Collect each line holding the string "with".

◆ Supplied data:
----
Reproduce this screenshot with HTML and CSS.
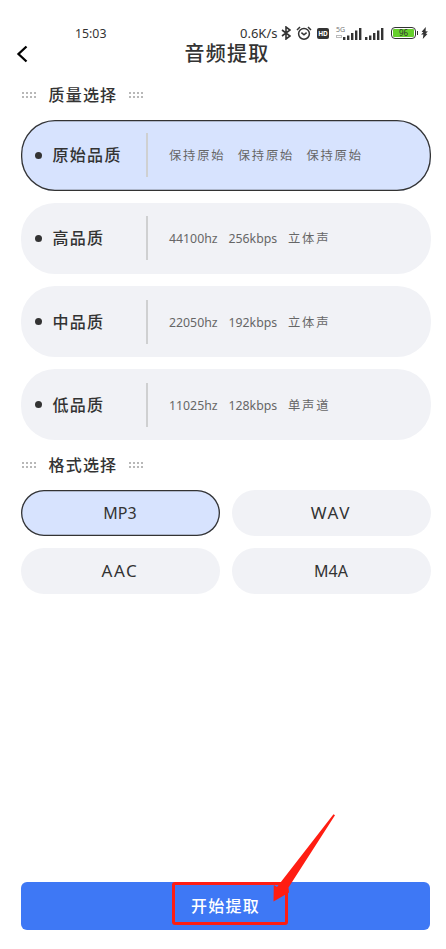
----
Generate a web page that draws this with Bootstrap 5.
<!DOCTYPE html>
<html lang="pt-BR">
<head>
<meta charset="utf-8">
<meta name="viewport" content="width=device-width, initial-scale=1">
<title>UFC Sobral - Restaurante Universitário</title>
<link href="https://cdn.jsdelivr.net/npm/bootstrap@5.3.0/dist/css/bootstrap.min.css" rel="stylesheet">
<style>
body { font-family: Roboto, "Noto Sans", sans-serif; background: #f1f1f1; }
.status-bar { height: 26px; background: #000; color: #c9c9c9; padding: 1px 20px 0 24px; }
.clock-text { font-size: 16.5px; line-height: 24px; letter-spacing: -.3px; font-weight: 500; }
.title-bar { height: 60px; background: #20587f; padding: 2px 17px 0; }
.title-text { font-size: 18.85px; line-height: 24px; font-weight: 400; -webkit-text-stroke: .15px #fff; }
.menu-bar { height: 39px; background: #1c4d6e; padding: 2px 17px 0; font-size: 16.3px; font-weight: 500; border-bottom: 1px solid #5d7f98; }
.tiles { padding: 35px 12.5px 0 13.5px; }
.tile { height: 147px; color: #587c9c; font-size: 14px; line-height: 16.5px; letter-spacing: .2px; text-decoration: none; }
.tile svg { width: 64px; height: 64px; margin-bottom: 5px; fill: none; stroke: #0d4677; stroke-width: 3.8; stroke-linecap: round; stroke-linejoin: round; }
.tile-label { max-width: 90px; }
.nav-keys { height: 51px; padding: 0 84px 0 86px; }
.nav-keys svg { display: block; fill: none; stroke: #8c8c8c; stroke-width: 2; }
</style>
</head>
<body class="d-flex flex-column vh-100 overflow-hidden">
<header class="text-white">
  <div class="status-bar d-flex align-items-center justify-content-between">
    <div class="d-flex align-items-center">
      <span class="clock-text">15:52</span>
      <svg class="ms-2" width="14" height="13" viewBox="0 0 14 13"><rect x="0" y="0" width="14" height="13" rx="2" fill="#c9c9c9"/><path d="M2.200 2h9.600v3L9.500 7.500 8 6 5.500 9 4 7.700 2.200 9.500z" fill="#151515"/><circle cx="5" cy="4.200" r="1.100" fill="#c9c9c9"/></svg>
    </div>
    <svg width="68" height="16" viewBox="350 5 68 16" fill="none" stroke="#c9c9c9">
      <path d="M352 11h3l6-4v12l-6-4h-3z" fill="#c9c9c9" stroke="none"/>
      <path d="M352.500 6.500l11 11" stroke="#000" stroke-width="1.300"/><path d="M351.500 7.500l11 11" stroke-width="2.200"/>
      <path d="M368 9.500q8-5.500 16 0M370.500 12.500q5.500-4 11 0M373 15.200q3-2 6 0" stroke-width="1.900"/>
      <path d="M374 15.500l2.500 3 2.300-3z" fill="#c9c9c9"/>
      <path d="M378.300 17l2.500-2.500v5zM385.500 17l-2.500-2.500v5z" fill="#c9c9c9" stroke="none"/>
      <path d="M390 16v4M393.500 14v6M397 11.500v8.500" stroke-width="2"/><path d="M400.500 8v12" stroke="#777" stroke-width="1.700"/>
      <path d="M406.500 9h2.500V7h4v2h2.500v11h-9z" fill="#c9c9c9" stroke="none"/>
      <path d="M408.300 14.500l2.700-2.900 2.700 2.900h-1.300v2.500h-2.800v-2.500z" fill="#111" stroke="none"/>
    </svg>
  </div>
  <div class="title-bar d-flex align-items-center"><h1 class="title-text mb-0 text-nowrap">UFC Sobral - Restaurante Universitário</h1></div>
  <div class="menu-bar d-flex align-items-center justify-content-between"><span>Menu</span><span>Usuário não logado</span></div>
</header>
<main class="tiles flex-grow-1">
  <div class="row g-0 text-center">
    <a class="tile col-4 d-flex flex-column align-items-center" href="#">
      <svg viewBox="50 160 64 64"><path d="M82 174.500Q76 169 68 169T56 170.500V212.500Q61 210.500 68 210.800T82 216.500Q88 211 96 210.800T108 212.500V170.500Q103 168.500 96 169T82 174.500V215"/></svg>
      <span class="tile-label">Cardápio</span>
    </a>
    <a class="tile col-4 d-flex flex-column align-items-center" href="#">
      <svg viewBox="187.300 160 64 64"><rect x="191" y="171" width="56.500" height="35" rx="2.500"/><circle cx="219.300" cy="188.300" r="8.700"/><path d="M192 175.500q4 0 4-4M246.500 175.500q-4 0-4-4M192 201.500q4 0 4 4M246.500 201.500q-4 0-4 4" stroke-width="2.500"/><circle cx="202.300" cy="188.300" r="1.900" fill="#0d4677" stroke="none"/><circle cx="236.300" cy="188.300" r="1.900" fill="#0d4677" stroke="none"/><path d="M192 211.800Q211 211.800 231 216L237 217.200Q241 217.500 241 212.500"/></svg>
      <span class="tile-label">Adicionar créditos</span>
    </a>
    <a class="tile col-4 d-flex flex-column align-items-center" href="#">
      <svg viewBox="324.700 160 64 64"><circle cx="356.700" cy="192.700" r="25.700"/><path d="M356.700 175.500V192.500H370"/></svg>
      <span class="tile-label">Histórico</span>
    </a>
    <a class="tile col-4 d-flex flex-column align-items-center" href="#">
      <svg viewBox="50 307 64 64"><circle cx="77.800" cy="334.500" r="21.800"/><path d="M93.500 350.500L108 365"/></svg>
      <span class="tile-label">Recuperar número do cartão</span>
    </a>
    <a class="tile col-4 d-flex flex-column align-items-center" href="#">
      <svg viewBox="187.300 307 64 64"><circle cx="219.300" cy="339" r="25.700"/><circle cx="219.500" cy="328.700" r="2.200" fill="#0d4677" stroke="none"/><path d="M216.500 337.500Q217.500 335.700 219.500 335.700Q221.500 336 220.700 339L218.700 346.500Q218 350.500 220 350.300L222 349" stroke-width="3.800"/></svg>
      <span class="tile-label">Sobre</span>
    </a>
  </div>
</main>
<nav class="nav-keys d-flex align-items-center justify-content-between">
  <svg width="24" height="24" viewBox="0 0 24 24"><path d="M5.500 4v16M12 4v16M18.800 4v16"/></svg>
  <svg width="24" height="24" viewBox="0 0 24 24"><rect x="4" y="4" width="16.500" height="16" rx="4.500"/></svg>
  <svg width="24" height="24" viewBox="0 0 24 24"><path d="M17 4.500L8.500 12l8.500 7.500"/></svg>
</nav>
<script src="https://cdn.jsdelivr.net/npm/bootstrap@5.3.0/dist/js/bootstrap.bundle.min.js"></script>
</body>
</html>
----
◆ Completed task:
Reproduce this screenshot with HTML and CSS.
Generate a web page that draws this with Bootstrap 5.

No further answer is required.